→ STATED GOAL
Your task is to repeat the lines below exactly, excluding any pictures they contain.

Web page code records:
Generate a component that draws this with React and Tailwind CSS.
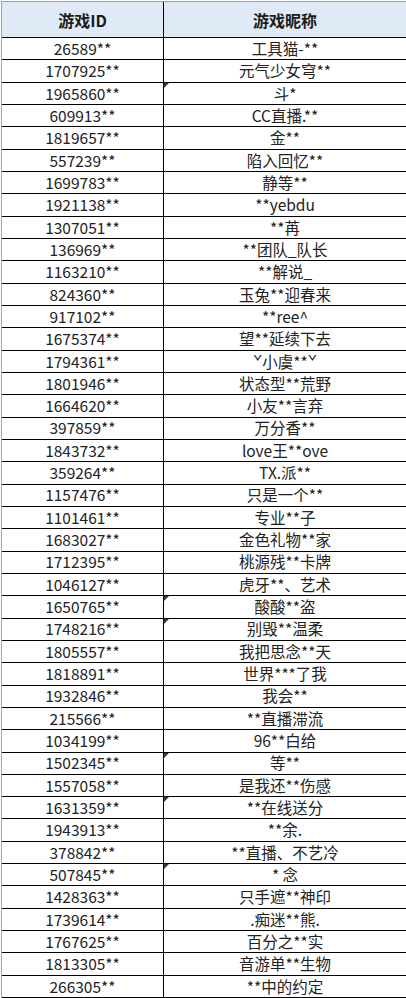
import React from "react";

const rows = [
  ["26589**", "工具猫-**"],
  ["1707925**", "元气少女穹**"],
  ["1965860**", "斗*", true],
  ["609913**", "CC直播.**"],
  ["1819657**", "金**"],
  ["557239**", "陷入回忆**"],
  ["1699783**", "静等**"],
  ["1921138**", "**yebdu"],
  ["1307051**", "**苒"],
  ["136969**", "**团队_队长"],
  ["1163210**", "**解说_"],
  ["824360**", "玉兔**迎春来"],
  ["917102**", "**ree^"],
  ["1675374**", "望**延续下去"],
  ["1794361**", "ˇ小虞**ˇ"],
  ["1801946**", "状态型**荒野"],
  ["1664620**", "小友**言弃"],
  ["397859**", "万分香**"],
  ["1843732**", "love王**ove"],
  ["359264**", "TX.派**"],
  ["1157476**", "只是一个**"],
  ["1101461**", "专业**子"],
  ["1683027**", "金色礼物**家"],
  ["1712395**", "桃源残**卡牌"],
  ["1046127**", "虎牙**、艺术"],
  ["1650765**", "酸酸**盗", true],
  ["1748216**", "别毁**温柔", true],
  ["1805557**", "我把思念**天"],
  ["1818891**", "世界***了我"],
  ["1932846**", "我会**"],
  ["215566**", "**直播滞流"],
  ["1034199**", "96**白给"],
  ["1502345**", "等**", true],
  ["1557058**", "是我还**伤感"],
  ["1631359**", "**在线送分", true],
  ["1943913**", "**余."],
  ["378842**", "**直播、不艺冷"],
  ["507845**", "* 念", true],
  ["1428363**", "只手遮**神印"],
  ["1739614**", ".痴迷**熊."],
  ["1767625**", "百分之**实"],
  ["1813305**", "音游单**生物"],
  ["266305**", "**中的约定"],
];

const font = { fontFamily: '"Noto Sans CJK SC", "Noto Sans", sans-serif' };

const Mark = () => (
  <svg className="absolute top-0 left-0" width="5" height="5" viewBox="0 0 5 5">
    <polygon points="0,0 5,0 0,5" fill="#3a3a3a" />
  </svg>
);

const App = () => {
  return (
    <div className="w-[406px] h-[998px] bg-white pt-px pl-px overflow-hidden" style={font}>
      <div className="border-t border-l border-[#a3a3a3]">
        <div className="flex h-[36px] bg-[#dfeaf6] border-b border-black text-[16px] font-bold text-[#1b1b1b]">
          <div className="w-[162px] border-r border-black flex items-center justify-center">游戏ID</div>
          <div className="flex-1 flex items-center justify-center">游戏昵称</div>
        </div>
        {rows.map(([id, name, mark], i) => (
          <div key={i} className="flex h-[22.33px] border-b border-black text-[15.5px] text-[#222] leading-none">
            <div className="w-[162px] border-r border-black flex items-center justify-center">{id}</div>
            <div className="relative flex-1 flex items-center justify-center">
              {mark && <Mark />}
              {name}
            </div>
          </div>
        ))}
      </div>
    </div>
  );
};

export default App;
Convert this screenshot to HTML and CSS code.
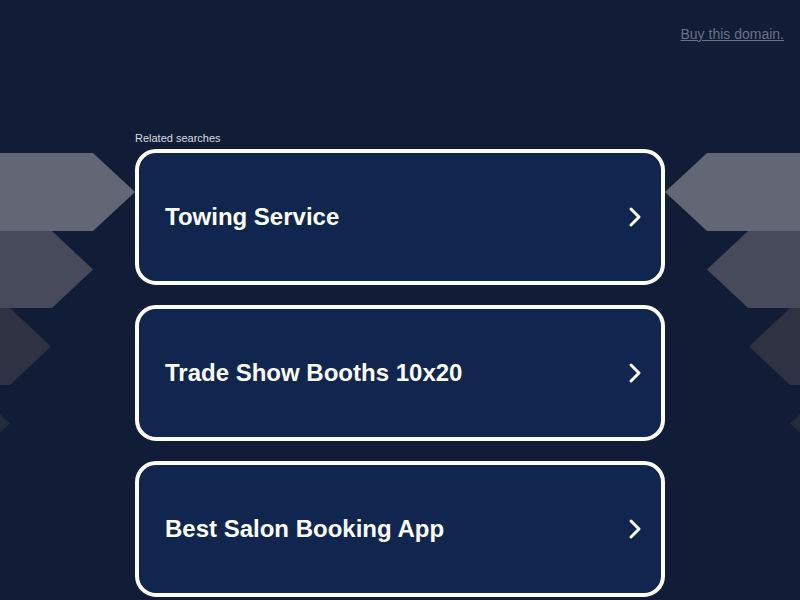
FILE: index.html
```html
<!DOCTYPE html>
<html lang="en">
<head>
<meta charset="utf-8">
<title>Related searches</title>
<link rel="stylesheet" href="styles.css">
</head>
<body>
<svg class="deco" width="800" height="600" viewBox="0 0 800 600" aria-hidden="true">
  <polygon points="0,153 93,153 135,192 93,231 0,231" fill="#636775"/>
  <polygon points="0,231 52,231 93,269.5 52,308 0,308" fill="#464a5a"/>
  <polygon points="0,308 10,308 51,346.5 10,385 0,385" fill="#2e3243"/>
  <polygon points="-32,385 10,423.5 -32,462" fill="#252a3d"/>
  <polygon points="800,153 707,153 665,192 707,231 800,231" fill="#636775"/>
  <polygon points="800,231 748,231 707,269.5 748,308 800,308" fill="#464a5a"/>
  <polygon points="800,308 790,308 749,346.5 790,385 800,385" fill="#2e3243"/>
  <polygon points="832,385 790,423.5 832,462" fill="#252a3d"/>
</svg>
<header class="top">
  <a class="buy" href="#">Buy this domain.</a>
</header>
<main class="wrap">
  <div class="label">Related searches</div>
  <a class="card" href="#"><span class="title">Towing Service</span><svg class="chev" width="14" height="22" viewBox="0 0 14 22"><polyline points="3,3 11,11 3,19" fill="none" stroke="#fff" stroke-width="3" stroke-linecap="round" stroke-linejoin="round"/></svg></a>
  <a class="card" href="#"><span class="title">Trade Show Booths 10x20</span><svg class="chev" width="14" height="22" viewBox="0 0 14 22"><polyline points="3,3 11,11 3,19" fill="none" stroke="#fff" stroke-width="3" stroke-linecap="round" stroke-linejoin="round"/></svg></a>
  <a class="card" href="#"><span class="title">Best Salon Booking App</span><svg class="chev" width="14" height="22" viewBox="0 0 14 22"><polyline points="3,3 11,11 3,19" fill="none" stroke="#fff" stroke-width="3" stroke-linecap="round" stroke-linejoin="round"/></svg></a>
</main>
</body>
</html>
```
FILE: styles.css
```css
html, body {
  margin: 0;
  padding: 0;
}
body {
  background: #111c36;
  font-family: "Liberation Sans", Arial, sans-serif;
  width: 800px;
  height: 600px;
  overflow: hidden;
  position: relative;
}
.deco {
  position: absolute;
  left: 0;
  top: 0;
  z-index: 0;
}
.top {
  position: relative;
  z-index: 1;
  display: flex;
  justify-content: flex-end;
  padding: 26px 16px 0 0;
  height: 106px;
}
.buy {
  color: #6b7185;
  font-size: 14px;
  text-decoration: underline;
}
.wrap {
  position: relative;
  z-index: 1;
  width: 530px;
  margin: 0 auto;
  display: flex;
  flex-direction: column;
  gap: 20px;
}
.label {
  color: #d8dbe2;
  font-size: 11px;
  margin-bottom: -16px;
  line-height: 13px;
}
.card {
  box-sizing: border-box;
  height: 136px;
  border: 4px solid #ffffff;
  border-radius: 21px;
  background: #10264f;
  display: flex;
  align-items: center;
  justify-content: space-between;
  padding: 0 19px 0 26px;
  text-decoration: none;
}
.title {
  color: #ffffff;
  font-size: 24px;
  font-weight: bold;
}
.chev {
  display: block;
}
```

→ ANSWER
Generate a component that draws this with React and Tailwind CSS.
import React from "react";

const rows = [
  ["26589**", "工具猫-**"],
  ["1707925**", "元气少女穹**"],
  ["1965860**", "斗*", true],
  ["609913**", "CC直播.**"],
  ["1819657**", "金**"],
  ["557239**", "陷入回忆**"],
  ["1699783**", "静等**"],
  ["1921138**", "**yebdu"],
  ["1307051**", "**苒"],
  ["136969**", "**团队_队长"],
  ["1163210**", "**解说_"],
  ["824360**", "玉兔**迎春来"],
  ["917102**", "**ree^"],
  ["1675374**", "望**延续下去"],
  ["1794361**", "ˇ小虞**ˇ"],
  ["1801946**", "状态型**荒野"],
  ["1664620**", "小友**言弃"],
  ["397859**", "万分香**"],
  ["1843732**", "love王**ove"],
  ["359264**", "TX.派**"],
  ["1157476**", "只是一个**"],
  ["1101461**", "专业**子"],
  ["1683027**", "金色礼物**家"],
  ["1712395**", "桃源残**卡牌"],
  ["1046127**", "虎牙**、艺术"],
  ["1650765**", "酸酸**盗", true],
  ["1748216**", "别毁**温柔", true],
  ["1805557**", "我把思念**天"],
  ["1818891**", "世界***了我"],
  ["1932846**", "我会**"],
  ["215566**", "**直播滞流"],
  ["1034199**", "96**白给"],
  ["1502345**", "等**", true],
  ["1557058**", "是我还**伤感"],
  ["1631359**", "**在线送分", true],
  ["1943913**", "**余."],
  ["378842**", "**直播、不艺冷"],
  ["507845**", "* 念", true],
  ["1428363**", "只手遮**神印"],
  ["1739614**", ".痴迷**熊."],
  ["1767625**", "百分之**实"],
  ["1813305**", "音游单**生物"],
  ["266305**", "**中的约定"],
];

const font = { fontFamily: '"Noto Sans CJK SC", "Noto Sans", sans-serif' };

const Mark = () => (
  <svg className="absolute top-0 left-0" width="5" height="5" viewBox="0 0 5 5">
    <polygon points="0,0 5,0 0,5" fill="#3a3a3a" />
  </svg>
);

const App = () => {
  return (
    <div className="w-[406px] h-[998px] bg-white pt-px pl-px overflow-hidden" style={font}>
      <div className="border-t border-l border-[#a3a3a3]">
        <div className="flex h-[36px] bg-[#dfeaf6] border-b border-black text-[16px] font-bold text-[#1b1b1b]">
          <div className="w-[162px] border-r border-black flex items-center justify-center">游戏ID</div>
          <div className="flex-1 flex items-center justify-center">游戏昵称</div>
        </div>
        {rows.map(([id, name, mark], i) => (
          <div key={i} className="flex h-[22.33px] border-b border-black text-[15.5px] text-[#222] leading-none">
            <div className="w-[162px] border-r border-black flex items-center justify-center">{id}</div>
            <div className="relative flex-1 flex items-center justify-center">
              {mark && <Mark />}
              {name}
            </div>
          </div>
        ))}
      </div>
    </div>
  );
};

export default App;
Convert this screenshot to HTML and CSS code.
FILE: index.html
```html
<!DOCTYPE html>
<html lang="en">
<head>
<meta charset="utf-8">
<title>Related searches</title>
<link rel="stylesheet" href="styles.css">
</head>
<body>
<svg class="deco" width="800" height="600" viewBox="0 0 800 600" aria-hidden="true">
  <polygon points="0,153 93,153 135,192 93,231 0,231" fill="#636775"/>
  <polygon points="0,231 52,231 93,269.5 52,308 0,308" fill="#464a5a"/>
  <polygon points="0,308 10,308 51,346.5 10,385 0,385" fill="#2e3243"/>
  <polygon points="-32,385 10,423.5 -32,462" fill="#252a3d"/>
  <polygon points="800,153 707,153 665,192 707,231 800,231" fill="#636775"/>
  <polygon points="800,231 748,231 707,269.5 748,308 800,308" fill="#464a5a"/>
  <polygon points="800,308 790,308 749,346.5 790,385 800,385" fill="#2e3243"/>
  <polygon points="832,385 790,423.5 832,462" fill="#252a3d"/>
</svg>
<header class="top">
  <a class="buy" href="#">Buy this domain.</a>
</header>
<main class="wrap">
  <div class="label">Related searches</div>
  <a class="card" href="#"><span class="title">Towing Service</span><svg class="chev" width="14" height="22" viewBox="0 0 14 22"><polyline points="3,3 11,11 3,19" fill="none" stroke="#fff" stroke-width="3" stroke-linecap="round" stroke-linejoin="round"/></svg></a>
  <a class="card" href="#"><span class="title">Trade Show Booths 10x20</span><svg class="chev" width="14" height="22" viewBox="0 0 14 22"><polyline points="3,3 11,11 3,19" fill="none" stroke="#fff" stroke-width="3" stroke-linecap="round" stroke-linejoin="round"/></svg></a>
  <a class="card" href="#"><span class="title">Best Salon Booking App</span><svg class="chev" width="14" height="22" viewBox="0 0 14 22"><polyline points="3,3 11,11 3,19" fill="none" stroke="#fff" stroke-width="3" stroke-linecap="round" stroke-linejoin="round"/></svg></a>
</main>
</body>
</html>
```
FILE: styles.css
```css
html, body {
  margin: 0;
  padding: 0;
}
body {
  background: #111c36;
  font-family: "Liberation Sans", Arial, sans-serif;
  width: 800px;
  height: 600px;
  overflow: hidden;
  position: relative;
}
.deco {
  position: absolute;
  left: 0;
  top: 0;
  z-index: 0;
}
.top {
  position: relative;
  z-index: 1;
  display: flex;
  justify-content: flex-end;
  padding: 26px 16px 0 0;
  height: 106px;
}
.buy {
  color: #6b7185;
  font-size: 14px;
  text-decoration: underline;
}
.wrap {
  position: relative;
  z-index: 1;
  width: 530px;
  margin: 0 auto;
  display: flex;
  flex-direction: column;
  gap: 20px;
}
.label {
  color: #d8dbe2;
  font-size: 11px;
  margin-bottom: -16px;
  line-height: 13px;
}
.card {
  box-sizing: border-box;
  height: 136px;
  border: 4px solid #ffffff;
  border-radius: 21px;
  background: #10264f;
  display: flex;
  align-items: center;
  justify-content: space-between;
  padding: 0 19px 0 26px;
  text-decoration: none;
}
.title {
  color: #ffffff;
  font-size: 24px;
  font-weight: bold;
}
.chev {
  display: block;
}
```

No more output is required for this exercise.